Erneut ist es in Deutschland zu einem Anschlag mit einem Fahrzeug gekommen. In München rast ein 24-jähriger Asylbewerber mit einem Mini in eine Demonstration der Gewerkschaft Ver.di. Nach jetzigem Stand werden dabei 36 Menschen verletzt. Zwei Personen, darunter ein Kind, schwer. Bei seiner Verhaftung soll der 24-jährige Afghane «Allahu akbar» gerufen haben. Die Staatsanwaltschaft geht deshalb, aber auch aufgrund der Vernehmung des Täters von einem islamistisch motivierten Anschlag aus.
In den Medien war zunächst die Rede davon, dass es sich bei dem jungen Mann um einen abgelehnten Asylbewerber mit Duldungsstatus handele. Auch von Straftaten war die Rede. Inzwischen hat man dies korrigiert. Der Mann halte sich rechtmässig in Deutschland auf. Auch sei er nicht straffällig geworden. Weil er als Ladendetektiv gehandelt hätte, sei er als Zeuge bei mehreren Ladendiebstählen geführt. Deshalb sei es zu der anfänglichen Fehlinformation gekommen. Fair enough. Was allerdings Unverständnis hervorrufen sollte, ist die Umdeutung bezüglich des Aufenthaltsstatus, die zunächst von der Süddeutschen Zeitung verbreitet und nun nahezu überall übernommen wird. Es ist dasselbe Prinzip wie bei der Diskussion um Zurückweisungen an den Grenzen. Plötzlich wird Unrecht zu Recht umgedeutet. Das darf man nicht durchgehen lassen.

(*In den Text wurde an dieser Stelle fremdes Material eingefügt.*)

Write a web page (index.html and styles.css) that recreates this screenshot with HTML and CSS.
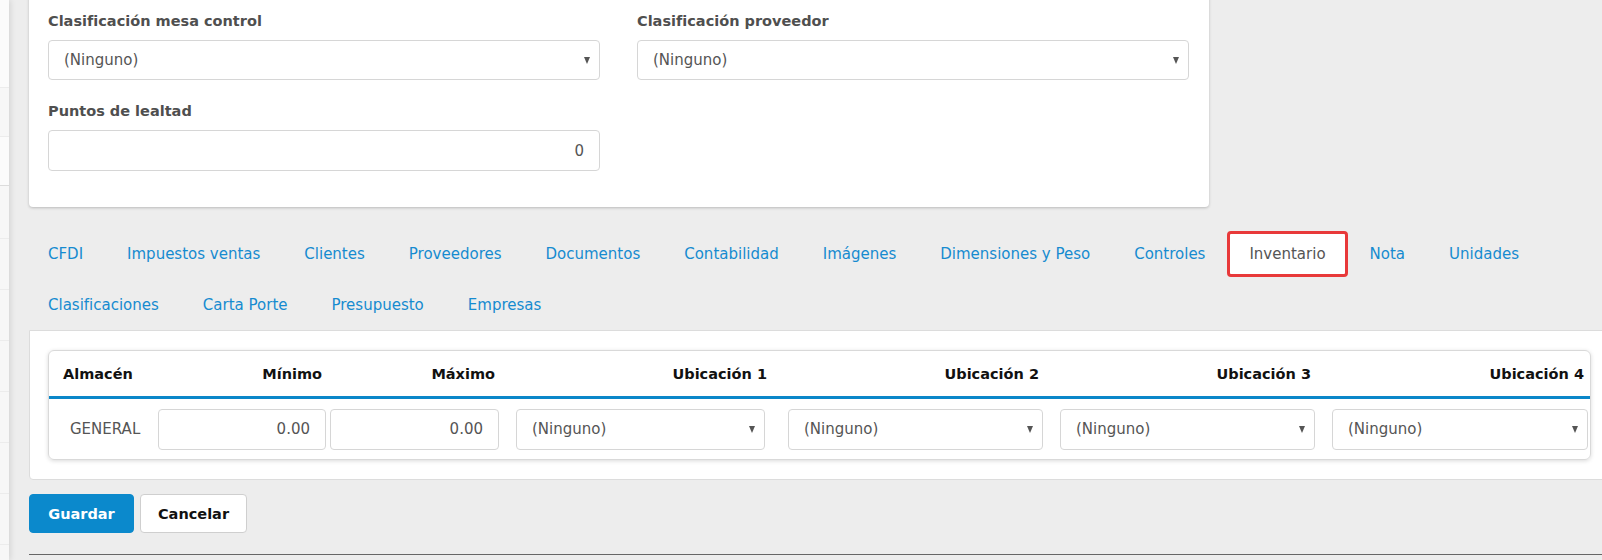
FILE: index.html
```html
<!DOCTYPE html>
<html lang="es">
<head>
    <meta charset="UTF-8">
    <meta name="viewport" content="width=device-width, initial-scale=1.0">
    <title>Producto - Inventario</title>
    <link rel="stylesheet" href="styles.css">
</head>
<body>
    <div class="layout">
        <!-- Menu lateral (colapsado) -->
        <aside class="sidebar">
            <div class="side-item side-light" style="height: 87px"></div>
            <div class="side-item" style="height: 48px"></div>
            <div class="side-item side-light side-end" style="height: 48px"></div>
            <div class="side-item" style="height: 52px"></div>
            <div class="side-item" style="height: 50px"></div>
            <div class="side-item" style="height: 50px"></div>
            <div class="side-item" style="height: 50px"></div>
            <div class="side-item" style="height: 50px"></div>
            <div class="side-item" style="height: 50px"></div>
            <div class="side-item" style="height: 50px"></div>
        </aside>

        <main class="content">
            <!-- Datos generales -->
            <section class="card">
                <div class="form-grid">
                    <div class="form-group">
                        <label>Clasificación mesa control</label>
                        <div class="select-wrap">
                            <select><option>(Ninguno)</option></select>
                        </div>
                    </div>
                    <div class="form-group">
                        <label>Clasificación proveedor</label>
                        <div class="select-wrap">
                            <select><option>(Ninguno)</option></select>
                        </div>
                    </div>
                    <div class="form-group">
                        <label>Puntos de lealtad</label>
                        <input class="input num" type="text" value="0">
                    </div>
                </div>
            </section>

            <!-- Pestañas -->
            <nav class="tabs">
                <a href="#">CFDI</a>
                <a href="#">Impuestos ventas</a>
                <a href="#">Clientes</a>
                <a href="#">Proveedores</a>
                <a href="#">Documentos</a>
                <a href="#">Contabilidad</a>
                <a href="#">Imágenes</a>
                <a href="#">Dimensiones y Peso</a>
                <a href="#">Controles</a>
                <a href="#" class="active">Inventario</a>
                <a href="#">Nota</a>
                <a href="#">Unidades</a>
                <a href="#">Clasificaciones</a>
                <a href="#">Carta Porte</a>
                <a href="#">Presupuesto</a>
                <a href="#">Empresas</a>
            </nav>

            <section class="tab-panel">
                <div class="table-box">
                    <table class="inv-table">
                        <colgroup>
                            <col style="width: 107px">
                            <col style="width: 172px">
                            <col style="width: 173px">
                            <col style="width: 266px">
                            <col style="width: 278px">
                            <col style="width: 272px">
                            <col style="width: 273px">
                        </colgroup>
                        <thead>
                            <tr>
                                <th class="left">Almacén</th>
                                <th>Mínimo</th>
                                <th>Máximo</th>
                                <th class="flush">Ubicación 1</th>
                                <th>Ubicación 2</th>
                                <th>Ubicación 3</th>
                                <th>Ubicación 4</th>
                            </tr>
                        </thead>
                        <tbody>
                            <tr>
                                <td class="store">GENERAL</td>
                                <td class="cell-num"><input class="input num" type="text" value="0.00"></td>
                                <td class="cell-num"><input class="input num" type="text" value="0.00"></td>
                                <td class="cell-sel"><div class="select-wrap"><select><option>(Ninguno)</option></select></div></td>
                                <td class="cell-sel wide"><div class="select-wrap"><select><option>(Ninguno)</option></select></div></td>
                                <td class="cell-sel"><div class="select-wrap"><select><option>(Ninguno)</option></select></div></td>
                                <td class="cell-sel"><div class="select-wrap"><select><option>(Ninguno)</option></select></div></td>
                            </tr>
                        </tbody>
                    </table>
                </div>
            </section>

            <div class="actions">
                <button class="btn btn-primary">Guardar</button>
                <button class="btn btn-default">Cancelar</button>
            </div>

            <hr class="divider">
        </main>
    </div>
</body>
</html>
```

FILE: styles.css
```css
html, body {
    overflow: hidden;
}

body {
    margin: 0;
    background-color: #ededed;
    font-family: "DejaVu Sans", Verdana, sans-serif;
    font-size: 15px;
    color: #555;
}

.layout {
    display: flex;
    align-items: flex-start;
    min-height: 560px;
}

/* Menu lateral */
.sidebar {
    flex: none;
    width: 9px;
    min-height: 560px;
    background-color: #f7f7f7;
    box-shadow: 1px 0 6px rgba(0, 0, 0, 0.13);
    position: relative;
    z-index: 1;
}

.side-item {
    border-bottom: 1px solid #ececec;
    background-color: #f7f7f7;
}

.side-light {
    background-color: #fbfbfb;
}

.side-end {
    border-bottom: 1px solid #dcdcdc;
}

.content {
    flex: 1;
    min-width: 0;
    padding-left: 20px;
}

/* Tarjeta de datos generales */
.card {
    width: 1180px;
    box-sizing: border-box;
    margin-top: -9px;
    padding: 20px 20px 36px 19px;
    background-color: #fff;
    border-radius: 4px;
    box-shadow: 0 1px 3px rgba(0, 0, 0, 0.22);
}

.form-grid {
    display: grid;
    grid-template-columns: 552px 552px;
    column-gap: 37px;
    row-gap: 21px;
}

.form-group label {
    display: block;
    height: 20px;
    line-height: 20px;
    margin-bottom: 9px;
    font-size: 14.5px;
    font-weight: bold;
    color: #4f4f4f;
}

.select-wrap {
    position: relative;
}

.select-wrap select {
    appearance: none;
    -webkit-appearance: none;
    display: block;
    width: 100%;
    height: 40px;
    box-sizing: border-box;
    padding: 0 30px 0 15px;
    border: 1px solid #d6d6d6;
    border-radius: 4px;
    background-color: #fff;
    font-family: inherit;
    font-size: 15px;
    color: #555;
}

.inv-table .select-wrap select {
    height: 41px;
}

/* Flechita del select */
.select-wrap::after {
    content: "";
    position: absolute;
    right: 10px;
    top: 17px;
    border-left: 3px solid transparent;
    border-right: 3px solid transparent;
    border-top: 7px solid #555;
}

.input {
    display: block;
    width: 100%;
    height: 41px;
    box-sizing: border-box;
    padding: 0 15px;
    border: 1px solid #d6d6d6;
    border-radius: 4px;
    background-color: #fff;
    font-family: inherit;
    font-size: 15px;
    color: #555;
}

.input.num {
    text-align: right;
}

/* Pestañas */
.tabs {
    display: flex;
    flex-wrap: wrap;
    row-gap: 5px;
    margin: 24px 0 0 -3px;
}

.tabs a {
    display: flex;
    align-items: center;
    height: 46px;
    box-sizing: border-box;
    padding: 0 22px;
    font-size: 15px;
    color: #168bd0;
    text-decoration: none;
}

.tabs a.active {
    padding: 0 19px;
    background-color: #fff;
    color: #555;
    border: 3px solid #e8393a;
    border-radius: 4px;
}

.tab-panel {
    width: max-content;
    margin-top: 2px;
    padding: 19px 19px 19px 18px;
    background-color: #fff;
    border: 1px solid #dcdcdc;
    border-radius: 0 0 0 4px;
}

.table-box {
    width: 1543px;
    box-sizing: border-box;
    border: 1px solid #d9d9d9;
    border-radius: 6px;
    box-shadow: 0 1px 4px rgba(0, 0, 0, 0.15);
    overflow: hidden;
}

.inv-table {
    width: 100%;
    table-layout: fixed;
    border-collapse: collapse;
}

.inv-table th {
    height: 45px;
    padding: 0 6px 0 0;
    text-align: right;
    font-size: 14.5px;
    font-weight: bold;
    color: #111;
    border-bottom: 3px solid #0a87c9;
}

.inv-table th.left {
    text-align: left;
    padding-left: 14px;
}

.inv-table th.flush {
    padding-right: 0;
}

.inv-table td {
    height: 60px;
    padding: 0 2px;
    vertical-align: middle;
}

.inv-table td.store {
    padding-left: 21px;
    color: #555;
}

.inv-table td.cell-sel {
    padding-left: 15px;
}

.inv-table td.cell-sel.wide {
    padding-left: 21px;
}

/* Botones */
.actions {
    display: flex;
    gap: 6px;
    margin-top: 14px;
}

.btn {
    height: 39px;
    box-sizing: border-box;
    border-radius: 4px;
    font-family: inherit;
    font-size: 14.5px;
    font-weight: bold;
    cursor: pointer;
}

.btn-primary {
    width: 105px;
    background-color: #0b89cc;
    border: 1px solid #0b89cc;
    color: #fff;
}

.btn-default {
    width: 107px;
    background-color: #fff;
    border: 1px solid #cfcfcf;
    color: #111;
}

.divider {
    margin: 21px 0 0;
    border: 0;
    border-top: 1px solid #666;
}
```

Denn Farhad N., wie der Täter von München heisst, ist ein klassischer Dublin-Fall. Seinen Asylerstantrag hatte er in Italien gestellt, weshalb sein Asylantrag in Deutschland abgelehnt wurde. Er hätte also nach Italien zurückgeschoben werden müssen. Warum dies nicht geschah, ist nicht bekannt. Er erhielt eine Duldung in Deutschland, aber auch diese lief vor zwei Jahren aus. Abgeschoben wurde er dennoch nicht, also erhielt er eine Fiktionsbescheinigung. Wie jeder, der eigentlich zurückgeführt werden müsste, aber dennoch, aus welchen Gründen auch immer, hier in Deutschland bleibt.
Es bedarf also schon eines hohen Masses an Fantasie oder politischem Wohlwollen, aus der Unfähigkeit des deutschen Staates, ausreisepflichtige, abgelehnte Asylbewerber auszuweisen, einen «rechtmässigen Aufenthalt» zu konstruieren. Fakt ist: Farhad N. hätte, wie Abertausende andere, längst nicht mehr hier sein dürfen. Genau genommen seit neun Jahren. So lange ist es nämlich her, dass der junge Mann in Deutschland einen Asylantrag gestellt hat.
Dirk Schümer schrieb einst von einer «Kultur der Duldung», die unser Land zermürben würde. Damals ging es um eine Terrorattacke in Hamburg. Das war 2017. Er sollte recht behalten. Wie so viele.